──────── Data entries
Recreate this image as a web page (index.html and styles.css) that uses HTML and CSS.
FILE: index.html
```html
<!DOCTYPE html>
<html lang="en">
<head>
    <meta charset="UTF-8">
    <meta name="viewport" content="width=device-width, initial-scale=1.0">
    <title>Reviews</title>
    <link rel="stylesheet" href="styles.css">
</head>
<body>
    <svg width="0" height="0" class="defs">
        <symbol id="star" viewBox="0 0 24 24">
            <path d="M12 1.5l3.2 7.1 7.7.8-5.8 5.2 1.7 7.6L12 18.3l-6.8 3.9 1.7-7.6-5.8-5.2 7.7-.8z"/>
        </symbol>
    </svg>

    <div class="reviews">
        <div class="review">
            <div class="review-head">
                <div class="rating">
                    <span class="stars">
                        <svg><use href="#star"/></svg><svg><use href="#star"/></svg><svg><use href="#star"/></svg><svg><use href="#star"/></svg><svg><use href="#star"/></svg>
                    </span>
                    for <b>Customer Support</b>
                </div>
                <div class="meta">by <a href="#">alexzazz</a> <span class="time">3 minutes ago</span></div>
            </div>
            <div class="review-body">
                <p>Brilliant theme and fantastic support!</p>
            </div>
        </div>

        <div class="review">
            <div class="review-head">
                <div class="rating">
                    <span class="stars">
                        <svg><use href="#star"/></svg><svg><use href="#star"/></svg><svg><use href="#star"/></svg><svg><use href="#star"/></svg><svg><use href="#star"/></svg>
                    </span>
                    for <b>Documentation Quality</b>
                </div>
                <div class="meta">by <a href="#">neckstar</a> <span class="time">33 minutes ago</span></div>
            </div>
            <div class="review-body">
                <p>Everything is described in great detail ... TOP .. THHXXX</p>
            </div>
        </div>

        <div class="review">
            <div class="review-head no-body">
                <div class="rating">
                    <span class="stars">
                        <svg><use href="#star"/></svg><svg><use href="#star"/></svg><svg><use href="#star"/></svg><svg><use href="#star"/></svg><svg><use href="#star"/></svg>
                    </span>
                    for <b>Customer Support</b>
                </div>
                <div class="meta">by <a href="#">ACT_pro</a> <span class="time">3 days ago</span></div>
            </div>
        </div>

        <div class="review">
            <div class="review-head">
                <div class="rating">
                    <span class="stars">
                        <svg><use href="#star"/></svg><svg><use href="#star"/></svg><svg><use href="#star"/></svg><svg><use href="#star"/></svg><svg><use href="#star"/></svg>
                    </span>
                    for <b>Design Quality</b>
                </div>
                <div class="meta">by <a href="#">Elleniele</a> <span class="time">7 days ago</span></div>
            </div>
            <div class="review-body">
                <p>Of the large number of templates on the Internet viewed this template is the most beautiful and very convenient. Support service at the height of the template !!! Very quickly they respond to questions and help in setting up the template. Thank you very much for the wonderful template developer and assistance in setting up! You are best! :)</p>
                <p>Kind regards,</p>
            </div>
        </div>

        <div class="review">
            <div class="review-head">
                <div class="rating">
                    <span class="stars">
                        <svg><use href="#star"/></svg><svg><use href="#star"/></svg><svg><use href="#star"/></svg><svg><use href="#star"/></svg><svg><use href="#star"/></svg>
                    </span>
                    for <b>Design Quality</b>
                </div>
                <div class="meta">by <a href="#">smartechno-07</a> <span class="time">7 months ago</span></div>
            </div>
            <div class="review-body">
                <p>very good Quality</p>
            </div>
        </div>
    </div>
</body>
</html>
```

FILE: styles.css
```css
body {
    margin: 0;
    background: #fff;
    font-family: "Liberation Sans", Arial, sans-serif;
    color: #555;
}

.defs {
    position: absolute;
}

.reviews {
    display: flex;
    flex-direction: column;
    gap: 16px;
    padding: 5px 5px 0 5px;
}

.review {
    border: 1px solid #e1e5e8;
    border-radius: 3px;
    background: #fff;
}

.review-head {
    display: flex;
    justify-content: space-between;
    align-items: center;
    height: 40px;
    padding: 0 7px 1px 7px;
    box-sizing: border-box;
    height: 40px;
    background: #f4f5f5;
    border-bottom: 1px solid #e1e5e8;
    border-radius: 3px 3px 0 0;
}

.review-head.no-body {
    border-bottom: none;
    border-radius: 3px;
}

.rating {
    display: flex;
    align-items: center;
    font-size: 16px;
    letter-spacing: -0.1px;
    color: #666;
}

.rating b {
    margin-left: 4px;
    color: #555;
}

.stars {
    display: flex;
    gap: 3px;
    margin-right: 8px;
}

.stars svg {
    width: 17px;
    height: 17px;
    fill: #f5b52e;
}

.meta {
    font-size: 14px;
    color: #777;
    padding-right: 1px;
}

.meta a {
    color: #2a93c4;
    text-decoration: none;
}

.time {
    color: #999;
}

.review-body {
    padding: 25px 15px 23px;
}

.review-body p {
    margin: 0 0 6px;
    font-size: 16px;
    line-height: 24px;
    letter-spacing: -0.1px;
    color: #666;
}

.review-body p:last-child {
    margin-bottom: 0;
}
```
────────────────
──────── Data entries
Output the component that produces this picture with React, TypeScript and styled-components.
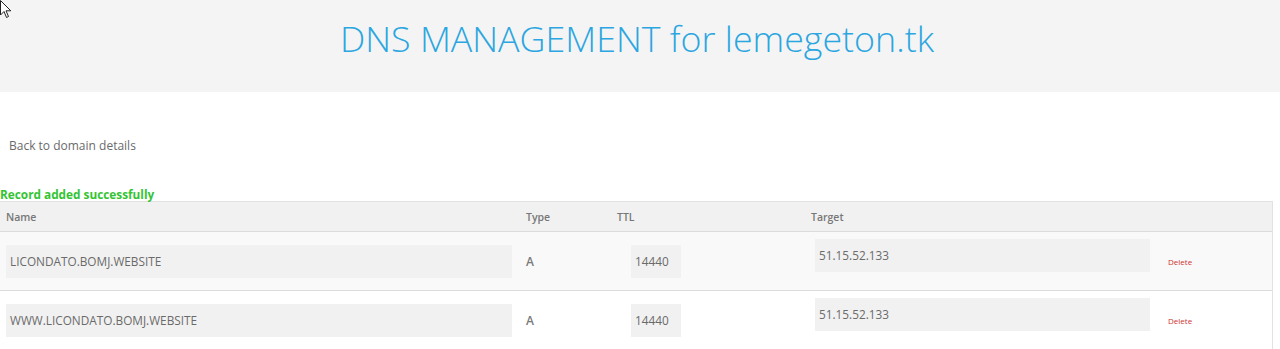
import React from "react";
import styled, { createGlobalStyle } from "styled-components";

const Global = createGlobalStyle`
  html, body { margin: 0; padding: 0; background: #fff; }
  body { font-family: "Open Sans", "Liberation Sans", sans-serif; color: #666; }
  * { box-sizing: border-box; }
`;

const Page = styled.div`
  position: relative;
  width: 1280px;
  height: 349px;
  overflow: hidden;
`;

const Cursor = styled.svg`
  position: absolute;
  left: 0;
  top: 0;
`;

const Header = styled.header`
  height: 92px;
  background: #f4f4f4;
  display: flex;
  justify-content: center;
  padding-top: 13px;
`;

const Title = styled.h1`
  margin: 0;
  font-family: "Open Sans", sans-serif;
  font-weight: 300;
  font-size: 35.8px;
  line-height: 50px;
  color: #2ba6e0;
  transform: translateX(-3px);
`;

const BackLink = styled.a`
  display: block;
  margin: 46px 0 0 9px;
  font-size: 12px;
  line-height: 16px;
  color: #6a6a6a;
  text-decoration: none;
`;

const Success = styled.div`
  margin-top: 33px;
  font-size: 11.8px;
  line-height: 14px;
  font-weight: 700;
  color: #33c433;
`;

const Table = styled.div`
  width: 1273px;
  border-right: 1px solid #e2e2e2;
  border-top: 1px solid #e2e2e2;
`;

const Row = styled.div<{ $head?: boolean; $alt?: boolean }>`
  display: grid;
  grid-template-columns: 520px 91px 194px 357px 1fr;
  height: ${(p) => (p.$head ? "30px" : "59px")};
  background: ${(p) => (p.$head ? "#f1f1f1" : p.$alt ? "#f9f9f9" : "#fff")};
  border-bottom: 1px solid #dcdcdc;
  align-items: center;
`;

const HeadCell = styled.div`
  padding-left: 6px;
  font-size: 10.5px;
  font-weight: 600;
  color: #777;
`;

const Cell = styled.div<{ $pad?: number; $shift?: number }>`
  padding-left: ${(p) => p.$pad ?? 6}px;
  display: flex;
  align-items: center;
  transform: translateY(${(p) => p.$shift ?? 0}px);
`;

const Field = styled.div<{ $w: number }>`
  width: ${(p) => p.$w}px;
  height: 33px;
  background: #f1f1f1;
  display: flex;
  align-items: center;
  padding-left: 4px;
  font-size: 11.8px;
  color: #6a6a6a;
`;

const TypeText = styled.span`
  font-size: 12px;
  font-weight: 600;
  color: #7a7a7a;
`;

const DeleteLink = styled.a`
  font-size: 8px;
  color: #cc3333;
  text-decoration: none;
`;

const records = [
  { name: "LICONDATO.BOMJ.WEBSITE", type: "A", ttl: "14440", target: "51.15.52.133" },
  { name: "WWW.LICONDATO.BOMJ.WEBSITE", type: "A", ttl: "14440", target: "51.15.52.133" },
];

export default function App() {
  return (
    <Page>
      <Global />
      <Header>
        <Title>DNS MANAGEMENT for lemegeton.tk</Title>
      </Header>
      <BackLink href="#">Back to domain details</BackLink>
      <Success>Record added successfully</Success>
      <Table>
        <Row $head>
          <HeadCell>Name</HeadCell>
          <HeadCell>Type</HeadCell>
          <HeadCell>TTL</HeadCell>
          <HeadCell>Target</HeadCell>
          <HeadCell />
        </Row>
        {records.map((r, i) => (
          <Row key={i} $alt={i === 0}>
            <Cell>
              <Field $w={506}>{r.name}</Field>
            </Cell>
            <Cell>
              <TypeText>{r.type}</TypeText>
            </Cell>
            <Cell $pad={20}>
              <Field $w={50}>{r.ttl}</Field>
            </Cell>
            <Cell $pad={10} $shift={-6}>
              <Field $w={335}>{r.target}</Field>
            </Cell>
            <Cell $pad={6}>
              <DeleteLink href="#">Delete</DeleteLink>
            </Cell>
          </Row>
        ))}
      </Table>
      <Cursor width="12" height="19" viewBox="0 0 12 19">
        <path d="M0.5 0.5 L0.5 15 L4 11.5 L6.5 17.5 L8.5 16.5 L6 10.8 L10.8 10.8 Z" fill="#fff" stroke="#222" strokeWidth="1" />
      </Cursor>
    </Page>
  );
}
────────────────
▶ Exercise: Gather and copy every line of the data in which the string "components" is found.

▶ Task answer:
Output the component that produces this picture with React, TypeScript and styled-components.
import styled, { createGlobalStyle } from "styled-components";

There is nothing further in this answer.